Dataset section
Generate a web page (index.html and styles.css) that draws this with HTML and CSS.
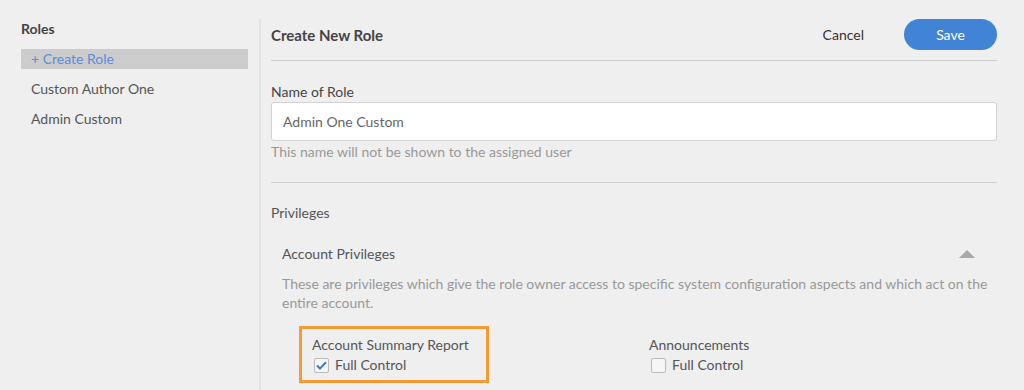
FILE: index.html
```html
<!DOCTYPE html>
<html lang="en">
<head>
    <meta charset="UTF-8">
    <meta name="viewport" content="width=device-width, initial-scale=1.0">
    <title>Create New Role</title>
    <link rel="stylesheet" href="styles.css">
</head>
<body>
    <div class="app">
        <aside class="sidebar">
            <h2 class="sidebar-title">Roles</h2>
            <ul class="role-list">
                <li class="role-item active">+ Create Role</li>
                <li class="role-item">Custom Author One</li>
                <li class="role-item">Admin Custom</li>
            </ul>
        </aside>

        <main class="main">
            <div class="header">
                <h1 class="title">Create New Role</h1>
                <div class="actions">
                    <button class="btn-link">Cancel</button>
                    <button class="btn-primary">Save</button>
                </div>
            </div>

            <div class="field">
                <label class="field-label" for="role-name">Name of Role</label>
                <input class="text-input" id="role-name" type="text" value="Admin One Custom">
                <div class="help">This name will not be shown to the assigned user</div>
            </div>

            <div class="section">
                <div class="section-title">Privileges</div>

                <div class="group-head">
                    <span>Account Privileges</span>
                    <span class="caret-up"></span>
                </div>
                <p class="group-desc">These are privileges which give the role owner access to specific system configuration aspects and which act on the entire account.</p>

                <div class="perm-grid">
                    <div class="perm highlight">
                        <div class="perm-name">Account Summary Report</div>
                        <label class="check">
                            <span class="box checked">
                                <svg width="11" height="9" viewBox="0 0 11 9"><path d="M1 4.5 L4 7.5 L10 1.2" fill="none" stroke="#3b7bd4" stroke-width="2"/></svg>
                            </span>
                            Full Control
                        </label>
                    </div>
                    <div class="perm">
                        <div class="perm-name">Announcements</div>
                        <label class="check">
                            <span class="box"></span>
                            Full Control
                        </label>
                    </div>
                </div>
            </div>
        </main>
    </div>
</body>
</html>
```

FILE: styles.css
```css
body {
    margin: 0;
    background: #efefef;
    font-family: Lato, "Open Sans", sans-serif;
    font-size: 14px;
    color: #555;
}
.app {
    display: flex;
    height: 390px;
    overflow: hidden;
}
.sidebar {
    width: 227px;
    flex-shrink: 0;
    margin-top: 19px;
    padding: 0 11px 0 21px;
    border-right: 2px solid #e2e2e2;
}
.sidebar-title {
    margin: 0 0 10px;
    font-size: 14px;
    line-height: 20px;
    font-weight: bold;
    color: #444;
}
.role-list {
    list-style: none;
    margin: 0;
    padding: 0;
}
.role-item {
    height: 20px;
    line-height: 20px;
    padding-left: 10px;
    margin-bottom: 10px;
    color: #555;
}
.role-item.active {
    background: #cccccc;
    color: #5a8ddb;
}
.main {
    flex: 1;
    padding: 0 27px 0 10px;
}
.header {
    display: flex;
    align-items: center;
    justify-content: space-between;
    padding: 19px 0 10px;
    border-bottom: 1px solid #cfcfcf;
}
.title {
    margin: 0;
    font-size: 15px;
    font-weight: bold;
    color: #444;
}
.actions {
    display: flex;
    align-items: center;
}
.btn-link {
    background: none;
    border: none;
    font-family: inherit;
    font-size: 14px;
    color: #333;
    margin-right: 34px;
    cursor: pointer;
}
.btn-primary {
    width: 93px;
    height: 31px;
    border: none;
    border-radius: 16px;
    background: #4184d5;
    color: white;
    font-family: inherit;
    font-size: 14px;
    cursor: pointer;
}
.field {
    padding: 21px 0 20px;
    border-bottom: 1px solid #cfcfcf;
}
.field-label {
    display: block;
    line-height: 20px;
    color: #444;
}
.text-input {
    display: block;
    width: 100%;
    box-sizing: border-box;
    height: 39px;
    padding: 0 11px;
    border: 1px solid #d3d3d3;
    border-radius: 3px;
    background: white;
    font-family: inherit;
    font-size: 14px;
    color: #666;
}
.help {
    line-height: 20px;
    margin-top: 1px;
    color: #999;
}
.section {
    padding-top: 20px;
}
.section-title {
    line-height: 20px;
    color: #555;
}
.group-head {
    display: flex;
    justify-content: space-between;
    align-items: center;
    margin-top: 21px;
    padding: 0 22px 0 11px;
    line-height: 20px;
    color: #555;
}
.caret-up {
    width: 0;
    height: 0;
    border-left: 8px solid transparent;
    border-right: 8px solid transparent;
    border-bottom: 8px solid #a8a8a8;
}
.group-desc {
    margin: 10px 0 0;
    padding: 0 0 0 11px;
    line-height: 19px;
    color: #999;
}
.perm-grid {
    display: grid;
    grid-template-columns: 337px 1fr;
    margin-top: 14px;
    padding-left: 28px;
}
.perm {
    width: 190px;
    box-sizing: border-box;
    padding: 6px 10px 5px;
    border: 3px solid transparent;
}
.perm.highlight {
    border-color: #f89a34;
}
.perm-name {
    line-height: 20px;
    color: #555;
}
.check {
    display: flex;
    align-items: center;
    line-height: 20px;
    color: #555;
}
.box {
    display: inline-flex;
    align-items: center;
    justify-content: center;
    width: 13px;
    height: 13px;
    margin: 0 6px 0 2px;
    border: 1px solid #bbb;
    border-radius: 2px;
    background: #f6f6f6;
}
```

Instructions to follow
Set the listing down in full and exactly. Pictures within it should not appear in the copy.

Final answer
Generate a web page (index.html and styles.css) that draws this with HTML and CSS.
FILE: index.html
```html
<!DOCTYPE html>
<html lang="en">
<head>
    <meta charset="UTF-8">
    <meta name="viewport" content="width=device-width, initial-scale=1.0">
    <title>Create New Role</title>
    <link rel="stylesheet" href="styles.css">
</head>
<body>
    <div class="app">
        <aside class="sidebar">
            <h2 class="sidebar-title">Roles</h2>
            <ul class="role-list">
                <li class="role-item active">+ Create Role</li>
                <li class="role-item">Custom Author One</li>
                <li class="role-item">Admin Custom</li>
            </ul>
        </aside>

        <main class="main">
            <div class="header">
                <h1 class="title">Create New Role</h1>
                <div class="actions">
                    <button class="btn-link">Cancel</button>
                    <button class="btn-primary">Save</button>
                </div>
            </div>

            <div class="field">
                <label class="field-label" for="role-name">Name of Role</label>
                <input class="text-input" id="role-name" type="text" value="Admin One Custom">
                <div class="help">This name will not be shown to the assigned user</div>
            </div>

            <div class="section">
                <div class="section-title">Privileges</div>

                <div class="group-head">
                    <span>Account Privileges</span>
                    <span class="caret-up"></span>
                </div>
                <p class="group-desc">These are privileges which give the role owner access to specific system configuration aspects and which act on the entire account.</p>

                <div class="perm-grid">
                    <div class="perm highlight">
                        <div class="perm-name">Account Summary Report</div>
                        <label class="check">
                            <span class="box checked">
                                <svg width="11" height="9" viewBox="0 0 11 9"><path d="M1 4.5 L4 7.5 L10 1.2" fill="none" stroke="#3b7bd4" stroke-width="2"/></svg>
                            </span>
                            Full Control
                        </label>
                    </div>
                    <div class="perm">
                        <div class="perm-name">Announcements</div>
                        <label class="check">
                            <span class="box"></span>
                            Full Control
                        </label>
                    </div>
                </div>
            </div>
        </main>
    </div>
</body>
</html>
```

FILE: styles.css
```css
body {
    margin: 0;
    background: #efefef;
    font-family: Lato, "Open Sans", sans-serif;
    font-size: 14px;
    color: #555;
}
.app {
    display: flex;
    height: 390px;
    overflow: hidden;
}
.sidebar {
    width: 227px;
    flex-shrink: 0;
    margin-top: 19px;
    padding: 0 11px 0 21px;
    border-right: 2px solid #e2e2e2;
}
.sidebar-title {
    margin: 0 0 10px;
    font-size: 14px;
    line-height: 20px;
    font-weight: bold;
    color: #444;
}
.role-list {
    list-style: none;
    margin: 0;
    padding: 0;
}
.role-item {
    height: 20px;
    line-height: 20px;
    padding-left: 10px;
    margin-bottom: 10px;
    color: #555;
}
.role-item.active {
    background: #cccccc;
    color: #5a8ddb;
}
.main {
    flex: 1;
    padding: 0 27px 0 10px;
}
.header {
    display: flex;
    align-items: center;
    justify-content: space-between;
    padding: 19px 0 10px;
    border-bottom: 1px solid #cfcfcf;
}
.title {
    margin: 0;
    font-size: 15px;
    font-weight: bold;
    color: #444;
}
.actions {
    display: flex;
    align-items: center;
}
.btn-link {
    background: none;
    border: none;
    font-family: inherit;
    font-size: 14px;
    color: #333;
    margin-right: 34px;
    cursor: pointer;
}
.btn-primary {
    width: 93px;
    height: 31px;
    border: none;
    border-radius: 16px;
    background: #4184d5;
    color: white;
    font-family: inherit;
    font-size: 14px;
    cursor: pointer;
}
.field {
    padding: 21px 0 20px;
    border-bottom: 1px solid #cfcfcf;
}
.field-label {
    display: block;
    line-height: 20px;
    color: #444;
}
.text-input {
    display: block;
    width: 100%;
    box-sizing: border-box;
    height: 39px;
    padding: 0 11px;
    border: 1px solid #d3d3d3;
    border-radius: 3px;
    background: white;
    font-family: inherit;
    font-size: 14px;
    color: #666;
}
.help {
    line-height: 20px;
    margin-top: 1px;
    color: #999;
}
.section {
    padding-top: 20px;
}
.section-title {
    line-height: 20px;
    color: #555;
}
.group-head {
    display: flex;
    justify-content: space-between;
    align-items: center;
    margin-top: 21px;
    padding: 0 22px 0 11px;
    line-height: 20px;
    color: #555;
}
.caret-up {
    width: 0;
    height: 0;
    border-left: 8px solid transparent;
    border-right: 8px solid transparent;
    border-bottom: 8px solid #a8a8a8;
}
.group-desc {
    margin: 10px 0 0;
    padding: 0 0 0 11px;
    line-height: 19px;
    color: #999;
}
.perm-grid {
    display: grid;
    grid-template-columns: 337px 1fr;
    margin-top: 14px;
    padding-left: 28px;
}
.perm {
    width: 190px;
    box-sizing: border-box;
    padding: 6px 10px 5px;
    border: 3px solid transparent;
}
.perm.highlight {
    border-color: #f89a34;
}
.perm-name {
    line-height: 20px;
    color: #555;
}
.check {
    display: flex;
    align-items: center;
    line-height: 20px;
    color: #555;
}
.box {
    display: inline-flex;
    align-items: center;
    justify-content: center;
    width: 13px;
    height: 13px;
    margin: 0 6px 0 2px;
    border: 1px solid #bbb;
    border-radius: 2px;
    background: #f6f6f6;
}
```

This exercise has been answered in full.